Freundschaft verbindet: Pfadis trotzen dem Krieg

Foto: Henning Eimer

Der Stamm Florian Geyer Hameln lud im August ukrainische und britische Pfadfinder*innen zum Friedensjamboree ein.

Stell dir vor, du bist auf einem Lager und darfst dein Zelt nur in einem dichten Wald aufschlagen. Feuer machen ist verboten. Durch die Bäume siehst du Drohnen am Himmel fliegen. Stell dir vor, du gerätst auf dem Weg zur Sippenstunde in einen Raketenangriff. Stell dir vor, du musst von einem Tag auf den anderen deine Sippe leiten, weil du die Älteste bist und der Jugendgruppenleiter eingezogen wurde. Das ist Pfadfinden im Krieg.

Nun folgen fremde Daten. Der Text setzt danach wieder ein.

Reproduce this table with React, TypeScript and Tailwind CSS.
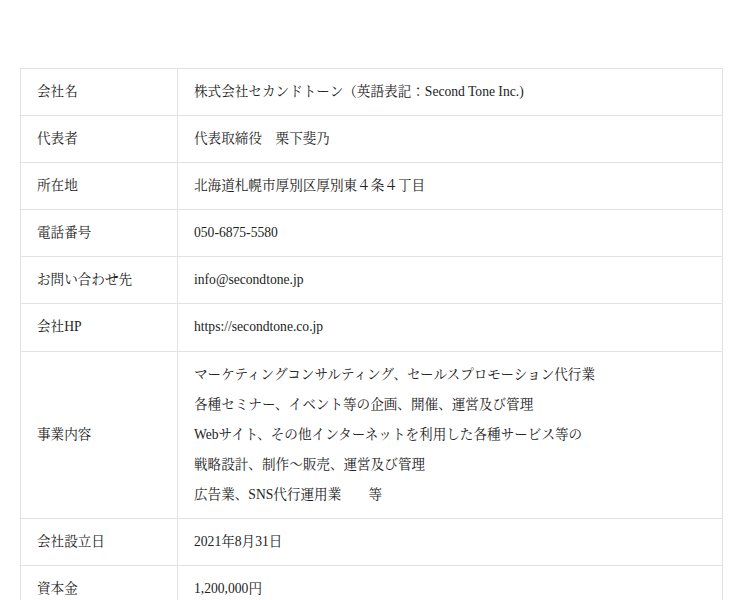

Wie der Krieg das Pfadileben verändert hat
42 ukrainische Pfadis vom Stamm „Scouts of Dnipro“ schilderten uns VCPer*innen vom Stamm Florian Geyer Hameln und den englischen Sea Scouts aus Torbay eindrucksvoll ihren Alltag. Sie erzählten uns, wie der Krieg ihr Leben verändert hat. Gemeinsam hatten wir und unsere Partnerstämme uns zu einem trinationalen Jamboree auf dem Pfadizeltplatz Töneböncamp in Hameln versammelt. Nicht alle Scouts of Dnipro waren aus der Ostukraine angereist: Sie kamen – wie schon vor zwei Jahren beim letzten trinationalen Jamboree – verstreut aus Frankfurt, Paris, Wien, Berlin, dem Großraum Oslo und aus Hameln. Alle waren überglücklich, ihre alten Stämme fern der Heimat wiederzutreffen. 130 Pfadis verbrachten gemeinsam friedliche und erlebnisreiche Tage mit Wandern, Minigolfen, Baden, Geländespielen, Workshops und Lagerfeuerrunden. Die Sea Scouts zog es nach Wolfsburg und in den Harz, die Scouts of Dnipro nach Bremen und zu den Externsteinen im Teutoburger Wald.

Das Leben in Dnipro ist eine tägliche Lotterie
Der Krieg war weit weg und doch erreichten erschütternde Nachrichten unser Camp: „Putin lässt Ferienlager angreifen“. Es gab Tote und Verletzte. Bereits die letzte Nacht in Dnipro war die mit den schwersten Luftangriffen seit dem Überfall Russlands auf die Ukraine gewesen. Am Morgen der Abreise nach Hameln war das Ausmaß der Schäden noch gar nicht bekannt. Die Antwort der Scouts of Dnipro auf die Frage, wie der Krieg das Leben verändert hat: „Unser Dasein ist eine tägliche Lotterie“. Dnipro ist eine große Industriestadt, ca. 80 km von der Frontlinie entfernt. Die Bevölkerung ist den täglichen Drohnen- und Raketenangriffen Russlands ausgesetzt. Seit Kriegsbeginn hat die Stadt außerdem viele Binnengeflüchtete aus den russisch besetzten Gebieten der Ostukraine aufgenommen und ist bemüht, diese zu integrieren. So auch die Scouts of Dnipro. Dem Stamm gehören inzwischen über 120 Mitglieder an. Wir sind erleichtert, dass unsere ukrainischen Freund*innen nach fast 48 Stunden Fahrt wohlbehalten wieder in Dnipro angekommen sind und hoffen auf ein glückliches Wiedersehen auf dem Bundeslager im nächsten Sommer!